Ce tableau pose problème puisqu’il définit des perdants un peu vite sans avoir évalué ce que chacun gagne ou perd dans l’équation sociale en fonction des efforts fournis.

Sur qui pèse l’effort d’adaptation à la modernité ? Qui en profite ? La France périphérique ne profite-t-elle pas aussi de la modernité ? Y contribue-t-elle autant qu’elle en profite ? Telles sont les questions que Christophe GUILLUY ne se pose pas, par peur de devoir y répondre…

4/ Le refus du regard croisé

Pour évaluer qui gagne quoi dans un échange civilisé, il est donc nécessaire d’opérer des vérifications et de disposer d’intermédiaires permettant de ne pas agresser ceux qui ont des intérêts différents. L’évaluation doit surtout être pluraliste, ce qui impose la prise en compte de la diversité des intérêts et non sa dissimulation.
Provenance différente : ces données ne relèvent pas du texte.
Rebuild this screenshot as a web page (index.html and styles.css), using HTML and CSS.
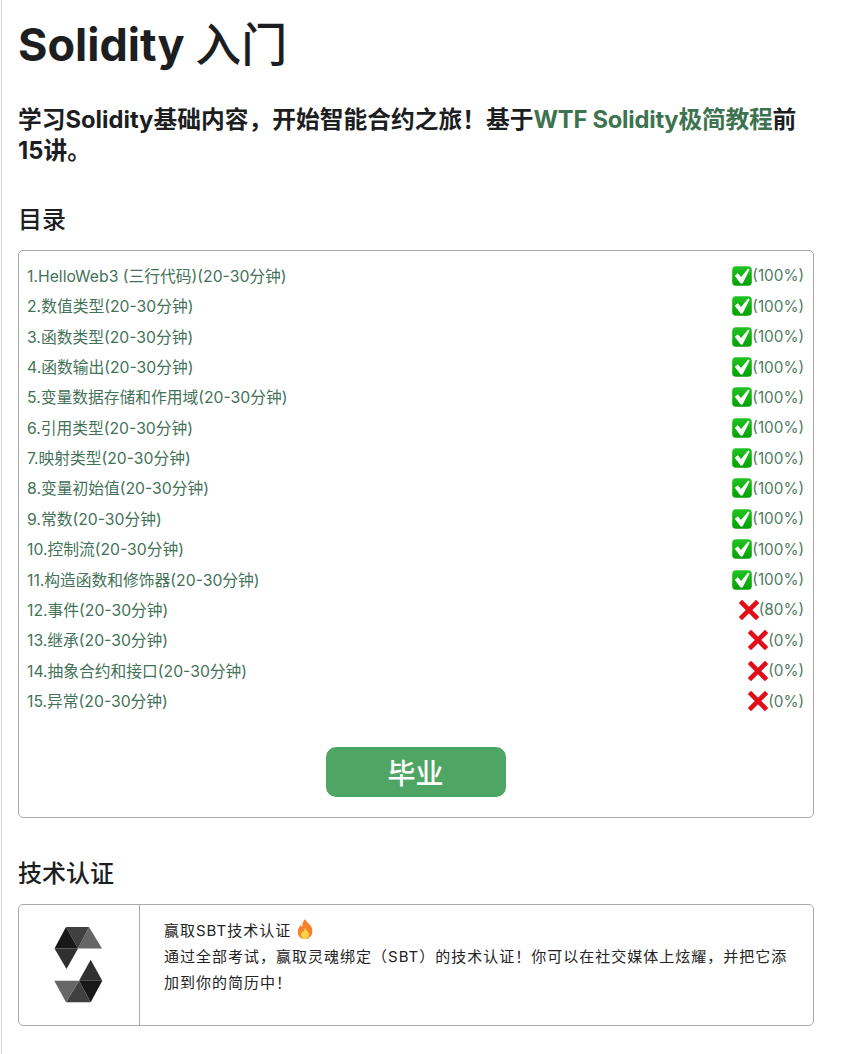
FILE: index.html
```html
<!DOCTYPE html>
<html lang="zh">
<head>
<meta charset="utf-8">
<title>Solidity 入门</title>
<link rel="stylesheet" href="styles.css">
</head>
<body>
<main class="page">
  <h1 class="title">Solidity <span class="title-cjk">入门</span></h1>
  <p class="intro">学习Solidity基础内容，开始智能合约之旅！基于<a class="intro-link" href="#">WTF Solidity极简教程</a>前15讲。</p>
  <h2 class="section-title toc-title">目录</h2>
  <section class="toc">
    <ul class="toc-list">
      <li class="toc-row"><a href="#">1.HelloWeb3 (三行代码)(20-30分钟)</a><span class="status"><svg class="ico" viewBox="0 0 20 20"><use href="#check"/></svg>(100%)</span></li>
      <li class="toc-row"><a href="#">2.数值类型(20-30分钟)</a><span class="status"><svg class="ico" viewBox="0 0 20 20"><use href="#check"/></svg>(100%)</span></li>
      <li class="toc-row"><a href="#">3.函数类型(20-30分钟)</a><span class="status"><svg class="ico" viewBox="0 0 20 20"><use href="#check"/></svg>(100%)</span></li>
      <li class="toc-row"><a href="#">4.函数输出(20-30分钟)</a><span class="status"><svg class="ico" viewBox="0 0 20 20"><use href="#check"/></svg>(100%)</span></li>
      <li class="toc-row"><a href="#">5.变量数据存储和作用域(20-30分钟)</a><span class="status"><svg class="ico" viewBox="0 0 20 20"><use href="#check"/></svg>(100%)</span></li>
      <li class="toc-row"><a href="#">6.引用类型(20-30分钟)</a><span class="status"><svg class="ico" viewBox="0 0 20 20"><use href="#check"/></svg>(100%)</span></li>
      <li class="toc-row"><a href="#">7.映射类型(20-30分钟)</a><span class="status"><svg class="ico" viewBox="0 0 20 20"><use href="#check"/></svg>(100%)</span></li>
      <li class="toc-row"><a href="#">8.变量初始值(20-30分钟)</a><span class="status"><svg class="ico" viewBox="0 0 20 20"><use href="#check"/></svg>(100%)</span></li>
      <li class="toc-row"><a href="#">9.常数(20-30分钟)</a><span class="status"><svg class="ico" viewBox="0 0 20 20"><use href="#check"/></svg>(100%)</span></li>
      <li class="toc-row"><a href="#">10.控制流(20-30分钟)</a><span class="status"><svg class="ico" viewBox="0 0 20 20"><use href="#check"/></svg>(100%)</span></li>
      <li class="toc-row"><a href="#">11.构造函数和修饰器(20-30分钟)</a><span class="status"><svg class="ico" viewBox="0 0 20 20"><use href="#check"/></svg>(100%)</span></li>
      <li class="toc-row"><a href="#">12.事件(20-30分钟)</a><span class="status"><svg class="ico" viewBox="0 0 20 20"><use href="#cross"/></svg>(80%)</span></li>
      <li class="toc-row"><a href="#">13.继承(20-30分钟)</a><span class="status"><svg class="ico" viewBox="0 0 20 20"><use href="#cross"/></svg>(0%)</span></li>
      <li class="toc-row"><a href="#">14.抽象合约和接口(20-30分钟)</a><span class="status"><svg class="ico" viewBox="0 0 20 20"><use href="#cross"/></svg>(0%)</span></li>
      <li class="toc-row"><a href="#">15.异常(20-30分钟)</a><span class="status"><svg class="ico" viewBox="0 0 20 20"><use href="#cross"/></svg>(0%)</span></li>
    </ul>
    <div class="actions"><button class="graduate" type="button">毕业</button></div>
  </section>
  <h2 class="section-title cert-title">技术认证</h2>
  <section class="cert">
    <div class="cert-logo">
      <svg class="logo" viewBox="54 928 49 76">
        <polygon fill="#666" points="89,928 102,949.5 78,949.5"/>
        <polygon fill="#404040" points="66,928 89,928 78,949.5"/>
        <polygon fill="#181818" points="66,928 78,949.5 54.5,949.5"/>
        <polygon fill="#303030" points="54.5,949.5 78,949.5 66.5,970"/>
        <polygon fill="#303030" points="90.7,960.7 102.3,981.7 79,981.7"/>
        <polygon fill="#181818" points="79,981.7 102.3,981.7 90.7,1003.3"/>
        <polygon fill="#404040" points="66,1003.3 90.7,1003.3 79,981.7"/>
        <polygon fill="#666" points="54.3,981.7 79,981.7 66,1003.3"/>
      </svg>
    </div>
    <div class="cert-text">
      <div>赢取SBT技术认证 <svg class="fire" viewBox="0 0 16 20"><path fill="#f5822a" d="M8 0c1 3 5 5 6.700 8.500C16.500 13 14.500 20 8 20S-.5 14 1.500 9.500C2.200 8 3 7 3.500 6c.5 1 1 1.700 1.800 2.200C5 5 6 2 8 0z"/><path fill="#fdd24a" d="M8.300 9c.5 2 3.700 3.500 3.700 6.500 0 2.500-1.800 4.500-4 4.500s-4-2-4-4.300c0-1.700 1-2.700 1.700-3.700.3.700.6 1 1.100 1.300C6.600 11.800 7 10 8.300 9z"/></svg></div>
      <div>通过全部考试，赢取灵魂绑定（SBT）的技术认证！你可以在社交媒体上炫耀，并把它添加到你的简历中！</div>
    </div>
  </section>
</main>
<svg class="defs" width="0" height="0" aria-hidden="true">
  <defs>
    <linearGradient id="greenGrad" x1="0" y1="0" x2="0" y2="1"><stop offset="0" stop-color="#22c422"/><stop offset="1" stop-color="#04a004"/></linearGradient>
    <symbol id="check" viewBox="0 0 20 20">
      <rect x="0.200" y="0.200" width="19.600" height="19.600" rx="3.800" fill="url(#greenGrad)"/>
      <path d="M2.800 9.800 L5.800 7.300 L9 11 L16.200 2.600 L17.600 3.500 L10.600 17.400 L8.600 17.400 Z" fill="#fff"/>
    </symbol>
    <symbol id="cross" viewBox="0 0 20 20">
      <path d="M3 3 L17 17 M17 3 L3 17" stroke="#e30d17" stroke-width="4.600" stroke-linecap="square" fill="none"/>
    </symbol>
  </defs>
</svg>
</body>
</html>
```
FILE: styles.css
```css
html, body { margin: 0; padding: 0; background: #fff; }
body { font-family: Inter, "Noto Sans CJK SC", sans-serif; color: #1c1e21; }
.page { margin-left: 1px; border-left: 1px solid #d4d4d4; padding: 0 32px 28px 16px; min-height: 1054px; box-sizing: border-box; width: 845px; }
.title { margin: 0; padding-top: 15px; height: 60px; font-size: 45px; line-height: 60px; font-weight: 700; }
.title-cjk { font-size: 46px; font-weight: 500; line-height: 1; }
.intro { margin: 29px 0 0; font-size: 23.750px; line-height: 31px; font-weight: 700; }
.intro-link { color: #3e7350; text-decoration: none; letter-spacing: -0.25px; }
.section-title { margin: 0; font-size: 24px; line-height: 32px; font-weight: 500; }
.toc-title { margin-top: 38px; }
.toc { margin-top: 14px; border: 1px solid #aaa; border-radius: 5px; padding: 9.300px 9px 20px 8px; height: 568px; box-sizing: border-box; }
.toc-list { list-style: none; margin: 0; padding: 0; }
.toc-row { display: flex; justify-content: space-between; align-items: center; height: 30.36px; font-size: 15.750px; color: #4f7a62; }
.toc-row a { color: #437258; text-decoration: none; }
.status { display: flex; align-items: center; font-size: 15.300px; padding-top: 1px; }
.ico { width: 20px; height: 20px; }
.actions { display: flex; justify-content: center; margin-top: 31.700px; }
.graduate { width: 180px; height: 50px; border: none; border-radius: 10px; background: #4fa563; color: #fff; font: 500 28px Inter, "Noto Sans CJK SC", sans-serif; }
.cert-title { margin-top: 40px; }
.cert { margin-top: 14px; display: grid; grid-template-columns: 121px 1fr; height: 122px; border: 1px solid #aaa; border-radius: 5px; box-sizing: border-box; }
.cert-logo { border-right: 1px solid #aaa; padding-right: 1px; display: flex; align-items: center; justify-content: center; }
.logo { width: 49px; height: 76px; }
.cert-text { padding: 13px 24px; font-size: 15px; line-height: 26px; letter-spacing: 1px; color: #222; }
.fire { width: 16px; height: 20px; vertical-align: -3px; }
.defs { position: absolute; }
```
A ce sujet, Christophe GUILLUY fait diversion. Les grands intérêts financiers, les notables, ainsi que tous les grands groupes qui profitent du consumérisme ne sont pas absents de la France périphérique. En fait, ils la dominent et l’utilisent pour asseoir leur domination sociale. La bourgeoisie bohème a bon dos. Quant aux écologistes, ils ne sont pas coupables de tous les maux.

En réalité, le discours sur les malheurs des classes moyennes précarisées est loin d’être absent du débat public et permet de consolider la domination exercée par certains acteurs qui veulent éliminer les contrepouvoirs et éviter toute évaluation pluraliste de leurs acquis.

Dire que TF1 est marginale serait assez osé. Prétendre que les propos lapidaires de Christophe GUILLUY lui-même n’ont pas d’influence serait manifestement inexact. La France périphérique devient l’univers dominant, et notamment pour l’attribution des deniers publics dans les infrastructures. La France périphérique est majoritaire électoralement (p. 13). Cela ne peut qu’avoir un effet sur le Parlement. En faisant de cette France périphérique une victime, Christophe GUILLUY veut surtout éviter tout débat sur le bilan au plan du bien commun de ces populations pavillonnaires.

5/ Le refus de la rotation

Tout ceci aboutit, assez paradoxalement, à une stigmatisation des populations de la France dite périphérique, décrites comme dépendantes des fonds publics (p. 97), assoiffées de protection (p. 180) et incapables de mobilité (p. 104), d’où un appel au protectionnisme (p. 185), à l’hostilité aux débats écologiques (p. 178) et à l’égoïsme national assumé (p. 9) : « A l’opposé des élites, la majorité des habitants des pays développés ne se réjouit que modérément de l’émergence d’une classe moyenne indienne ou chinoise. Elle constate au contraire que si les classes supérieures des pays développés et la classe moyenne chinoise ou indienne bénéficient de la mondialisation, leurs propres conditions de vie et de travail subissent une dégradation progressive. »

Les membres de la France périphérique sont donc voués, selon Christophe GUILLUY, à la passivité et seraient incapables de s’impliquer dans des actions où ils prendraient une position dirigeante à tour de rôle.

L’auteur se focalise trop sur la détention individuelle du patrimoine. Or, c’est un cadre de lecture inadapté pour analyser ce qui se passe en périphérie ainsi que les atouts dont disposent les habitants des espaces pavillonnaires. Malgré l’éloignement, le cadre de vie en France périurbaine peut être meilleur et la capacité à l’ouverture sur le monde supérieure à celle des Parisiens du fait de cet ancrage local rassurant qui permet d’aborder l’autre avec moins d’anxiété (http://www.laviedesidees.fr/Le-periurbain-France-du-repli.html).

L’intérêt de l’ouvrage est, néanmoins, qu’il illustre l’air du temps, à savoir une dédiabolisation du Front National sur fond de diabolisation des métropoles, antres de la mondialisation, avec stigmatisation des copropriétés qui s’y trouvent (p. 136), car elles sont perçue comme un lieu de durcissement du communautarisme utile à cette nomadisation croissante. Par opposition, pour Christophe GUILLUY, le pavillon est perçu comme favorisant l’ancrage local et doit être protégé, puisqu’il est le refuge d’une majorité invisible censée porter l’essence de la Nation.

Le coût environnemental prodigieux de cette approche est ignoré par cet auteur qui, il est vrai, on le répète, n’est pas membre d’EELV…

Tout le problème est que ce discours devient dominant et que la fascination pour le pavillon se renforce. Le défi, pour la coopération en copropriété, est de montrer que cette résignation à l’habitat dispersé et à l’étalement périurbain n’est pas une fatalité. En outre, il convient de démontrer que l’action collective est possible partout et qu’elle permet de recréer du lien, y compris entre ceux qui échangent entre eux au plan économique mais qui sont divisés par des conflits d’intérêts.